Working with Wool

By: Sylvia Olsen

Publisher: Sono Nis Press

History

328 pages

ISBN 13: 978-1-55039-177-0; 1-55039-177-1

Cowichan sweaters, with their distinctive bands of design and untreated, handspun wool, have been a British Columbia icon since the early years of the twentieth century, but few people know the full story behind the garment. Now Sylvia Olsen tells the tale, drawing on her own experience, academic research, and her four-decade friendship with some of the Coast Salish women who have each knitted hundreds of sweaters. The sweaters appeared in the early 1900s, but the Coast Salish people have had a wool-working tradition for hundreds of years. Sylvia describes the ingeniously woven blankets, made with mountain goat wool and the hair of little white wool dogs, that caught the eye of the first Spanish and British visitors to the west coast.

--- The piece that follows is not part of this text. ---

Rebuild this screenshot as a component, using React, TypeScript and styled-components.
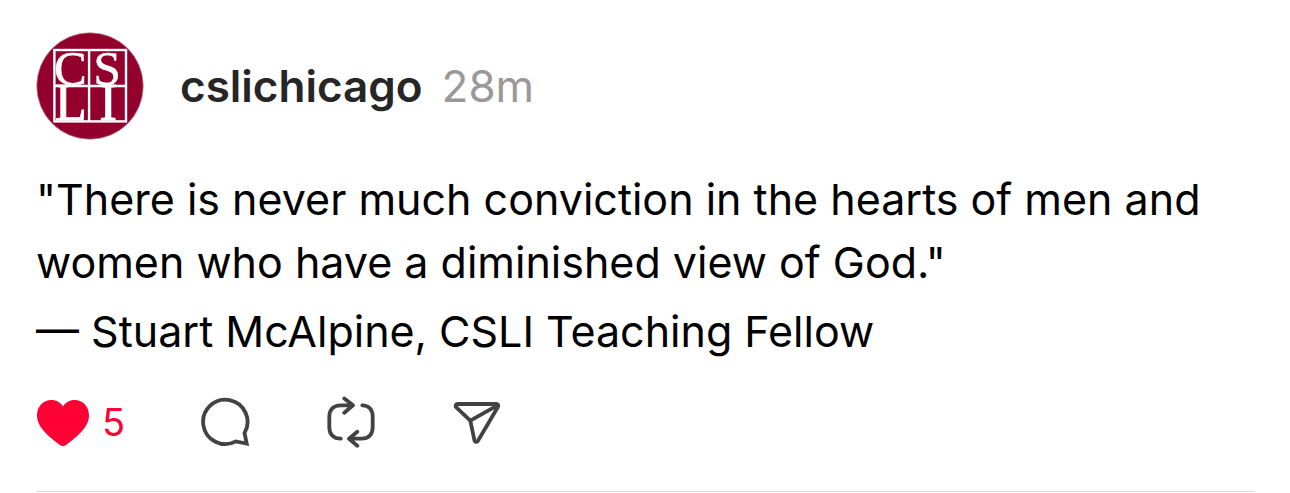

These blankets were valued trade items and also held a non-material, almost mystical, importance in Coast Salish culture. As European settlers began to populate Vancouver Island, the Coast Salish woolworkers learned from the newcomers how to knit and soon developed their unique sweaters, warm and water-proof for the B.C. environment yet attractive, fashionable, and ultimately popular around the world. Sylvia shows how the story of the sweater and its knitters reflects the history of the Coast Salish people in twentieth-century Canada. The knitters experienced grinding poverty, destructive racism, government paternalism, and cultural appropriation, but they battled back, using their sweaters to survive and to disprove the stereotypes that excluded them from the mainstream society and economy. As Sylvia says, This story is a small contribution to our collective identity. It speaks of the heart and soul of many people, their lifeblood and passion. It is a story of government officials who promoted the sweaters, merchants who sold them, and people who bought them and wore them with pride. The sweaters introduce readers to the Coast Salish people, especially the Coast Salish women who have always been hard workers, but who have also always loved creating and working with wool.